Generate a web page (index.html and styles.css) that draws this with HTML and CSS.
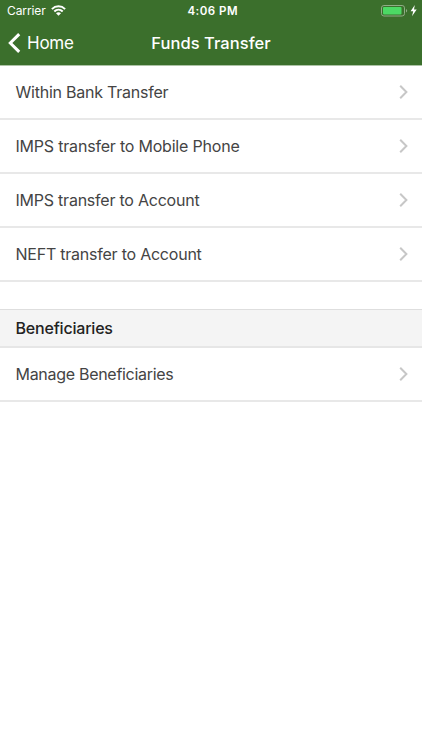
FILE: index.html
```html
<!DOCTYPE html>
<html lang="en">
<head>
<meta charset="utf-8">
<title>Funds Transfer</title>
<link rel="stylesheet" href="styles.css">
</head>
<body>
<header class="header">
  <div class="status">
    <div class="carrier"><span>Carrier</span>
      <svg class="wifi" width="15" height="11" viewBox="0 0 15 11" fill="none" stroke="#fff" stroke-width="2"><path d="M.9 4.1C4.6.4 10.4.4 14.1 4.1M3.3 6.5c2.4-2.3 6-2.3 8.4 0"/><path d="M5 8.2c1.4-1.3 3.6-1.3 5 0L7.5 10.8z" fill="#fff" stroke="none"/></svg>
    </div>
    <div class="time">4:06 PM</div>
    <div class="power">
      <svg width="36" height="12" viewBox="0 0 36 12"><rect x=".5" y=".5" width="23" height="10.5" rx="2.4" fill="none" stroke="#91ac87"/><rect x="2" y="2" width="18.5" height="7.5" rx="1" fill="#4cd964"/><path d="M25 4c1.6.5 1.6 3 0 3.5z" fill="#91ac87"/><path d="M33.8 0L29.6 6.2H32.2L31 11.2 35.7 4.6H33z" fill="#fff"/></svg>
    </div>
  </div>
  <nav class="nav">
    <a class="back"><svg width="13" height="20" viewBox="0 0 13 20" fill="none" stroke="#fff" stroke-width="3"><path d="M11.2 1.1L2.3 10l8.9 8.9"/></svg><span>Home</span></a>
    <h1 class="title">Funds Transfer</h1>
  </nav>
</header>
<main>
  <ul class="list">
    <li class="row"><span>Within Bank Transfer</span><svg class="chevron" viewBox="0 0 9 15"><path d="M1.2 .8l6.2 6.2L1.2 13.2"/></svg></li>
    <li class="row"><span class="wide">IMPS transfer to Mobile Phone</span><svg class="chevron" viewBox="0 0 9 15"><path d="M1.2 .8l6.2 6.2L1.2 13.2"/></svg></li>
    <li class="row"><span>IMPS transfer to Account</span><svg class="chevron" viewBox="0 0 9 15"><path d="M1.2 .8l6.2 6.2L1.2 13.2"/></svg></li>
    <li class="row"><span>NEFT transfer to Account</span><svg class="chevron" viewBox="0 0 9 15"><path d="M1.2 .8l6.2 6.2L1.2 13.2"/></svg></li>
  </ul>
  <h2 class="section"><span>Beneficiaries</span></h2>
  <ul class="list">
    <li class="row"><span class="narrow">Manage Beneficiaries</span><svg class="chevron" viewBox="0 0 9 15"><path d="M1.2 .8l6.2 6.2L1.2 13.2"/></svg></li>
  </ul>
</main>
</body>
</html>
```
FILE: styles.css
```css
* { box-sizing: border-box; }
body {
  margin: 0;
  background: #fff;
  color: #444;
  font-family: Inter, "Liberation Sans", sans-serif;
  font-size: 16px;
}
.header {
  height: 66px;
  background: #3b6f2c;
  background-clip: padding-box;
  border-bottom: 1px solid #adc3a6;
  color: #fff;
}
.status {
  height: 22px;
  display: grid;
  grid-template-columns: 1fr auto 1fr;
  align-items: center;
  padding: 0 5px 0 7px;
  font-size: 12px;
  line-height: 22px;
}
.carrier { display: flex; align-items: center; gap: 5px; letter-spacing: -.1px; }
.wifi { margin-bottom: 2px; }
.time { padding-left: 1.5px; font-weight: 600; font-size: 11.5px; letter-spacing: .5px; }
.power { display: flex; justify-content: flex-end; }
.nav {
  height: 42px;
  display: grid;
  grid-template-columns: 1fr auto 1fr;
  align-items: center;
  padding: 0 8px;
}
.back { display: flex; align-items: center; gap: 6px; font-size: 17px; letter-spacing: -.25px; }
.title { margin: 0; font-size: 16.5px; font-weight: 500; letter-spacing: .05px; }
.list { margin: 0; padding: 0; list-style: none; }
.row {
  height: 54px;
  display: flex;
  align-items: center;
  justify-content: space-between;
  padding: 0 14px 0 15.5px;
  border-bottom: 2px solid #e8e8e8;
  letter-spacing: -.23px;
}
.wide { letter-spacing: -.2px; }
.narrow { letter-spacing: -.29px; }
.chevron { width: 9px; height: 15px; fill: none; stroke: #c7c7c7; stroke-width: 2; }
.section {
  display: flex;
  align-items: center;
  height: 39px;
  margin: 27px 0 0;
  padding: 0 15.5px;
  background: #f4f4f4;
  border-top: 1px solid #dedede;
  border-bottom: 2px solid #e6e6e6;
  color: #222;
  font-size: 16px;
  font-weight: 500;
  letter-spacing: -.2px;
}
```
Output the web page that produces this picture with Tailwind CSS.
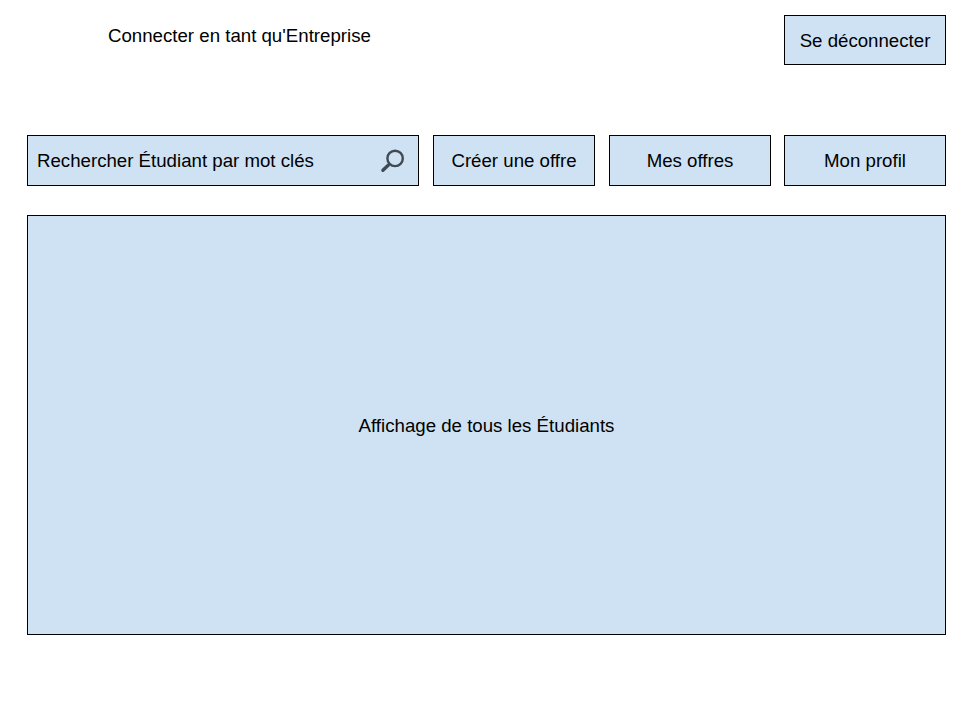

====================

WHAT NEEDS TO BE DONE | Every line of the data above should be quoted exactly. Omit the pictures.

RESPONSE TO THE TASK |
Generate a web page (index.html and styles.css) that draws this with HTML and CSS.
FILE: index.html
```html
<!DOCTYPE html>
<html lang="en">
<head>
<meta charset="utf-8">
<title>Funds Transfer</title>
<link rel="stylesheet" href="styles.css">
</head>
<body>
<header class="header">
  <div class="status">
    <div class="carrier"><span>Carrier</span>
      <svg class="wifi" width="15" height="11" viewBox="0 0 15 11" fill="none" stroke="#fff" stroke-width="2"><path d="M.9 4.1C4.6.4 10.4.4 14.1 4.1M3.3 6.5c2.4-2.3 6-2.3 8.4 0"/><path d="M5 8.2c1.4-1.3 3.6-1.3 5 0L7.5 10.8z" fill="#fff" stroke="none"/></svg>
    </div>
    <div class="time">4:06 PM</div>
    <div class="power">
      <svg width="36" height="12" viewBox="0 0 36 12"><rect x=".5" y=".5" width="23" height="10.5" rx="2.4" fill="none" stroke="#91ac87"/><rect x="2" y="2" width="18.5" height="7.5" rx="1" fill="#4cd964"/><path d="M25 4c1.6.5 1.6 3 0 3.5z" fill="#91ac87"/><path d="M33.8 0L29.6 6.2H32.2L31 11.2 35.7 4.6H33z" fill="#fff"/></svg>
    </div>
  </div>
  <nav class="nav">
    <a class="back"><svg width="13" height="20" viewBox="0 0 13 20" fill="none" stroke="#fff" stroke-width="3"><path d="M11.2 1.1L2.3 10l8.9 8.9"/></svg><span>Home</span></a>
    <h1 class="title">Funds Transfer</h1>
  </nav>
</header>
<main>
  <ul class="list">
    <li class="row"><span>Within Bank Transfer</span><svg class="chevron" viewBox="0 0 9 15"><path d="M1.2 .8l6.2 6.2L1.2 13.2"/></svg></li>
    <li class="row"><span class="wide">IMPS transfer to Mobile Phone</span><svg class="chevron" viewBox="0 0 9 15"><path d="M1.2 .8l6.2 6.2L1.2 13.2"/></svg></li>
    <li class="row"><span>IMPS transfer to Account</span><svg class="chevron" viewBox="0 0 9 15"><path d="M1.2 .8l6.2 6.2L1.2 13.2"/></svg></li>
    <li class="row"><span>NEFT transfer to Account</span><svg class="chevron" viewBox="0 0 9 15"><path d="M1.2 .8l6.2 6.2L1.2 13.2"/></svg></li>
  </ul>
  <h2 class="section"><span>Beneficiaries</span></h2>
  <ul class="list">
    <li class="row"><span class="narrow">Manage Beneficiaries</span><svg class="chevron" viewBox="0 0 9 15"><path d="M1.2 .8l6.2 6.2L1.2 13.2"/></svg></li>
  </ul>
</main>
</body>
</html>
```
FILE: styles.css
```css
* { box-sizing: border-box; }
body {
  margin: 0;
  background: #fff;
  color: #444;
  font-family: Inter, "Liberation Sans", sans-serif;
  font-size: 16px;
}
.header {
  height: 66px;
  background: #3b6f2c;
  background-clip: padding-box;
  border-bottom: 1px solid #adc3a6;
  color: #fff;
}
.status {
  height: 22px;
  display: grid;
  grid-template-columns: 1fr auto 1fr;
  align-items: center;
  padding: 0 5px 0 7px;
  font-size: 12px;
  line-height: 22px;
}
.carrier { display: flex; align-items: center; gap: 5px; letter-spacing: -.1px; }
.wifi { margin-bottom: 2px; }
.time { padding-left: 1.5px; font-weight: 600; font-size: 11.5px; letter-spacing: .5px; }
.power { display: flex; justify-content: flex-end; }
.nav {
  height: 42px;
  display: grid;
  grid-template-columns: 1fr auto 1fr;
  align-items: center;
  padding: 0 8px;
}
.back { display: flex; align-items: center; gap: 6px; font-size: 17px; letter-spacing: -.25px; }
.title { margin: 0; font-size: 16.5px; font-weight: 500; letter-spacing: .05px; }
.list { margin: 0; padding: 0; list-style: none; }
.row {
  height: 54px;
  display: flex;
  align-items: center;
  justify-content: space-between;
  padding: 0 14px 0 15.5px;
  border-bottom: 2px solid #e8e8e8;
  letter-spacing: -.23px;
}
.wide { letter-spacing: -.2px; }
.narrow { letter-spacing: -.29px; }
.chevron { width: 9px; height: 15px; fill: none; stroke: #c7c7c7; stroke-width: 2; }
.section {
  display: flex;
  align-items: center;
  height: 39px;
  margin: 27px 0 0;
  padding: 0 15.5px;
  background: #f4f4f4;
  border-top: 1px solid #dedede;
  border-bottom: 2px solid #e6e6e6;
  color: #222;
  font-size: 16px;
  font-weight: 500;
  letter-spacing: -.2px;
}
```
Output the web page that produces this picture with Tailwind CSS.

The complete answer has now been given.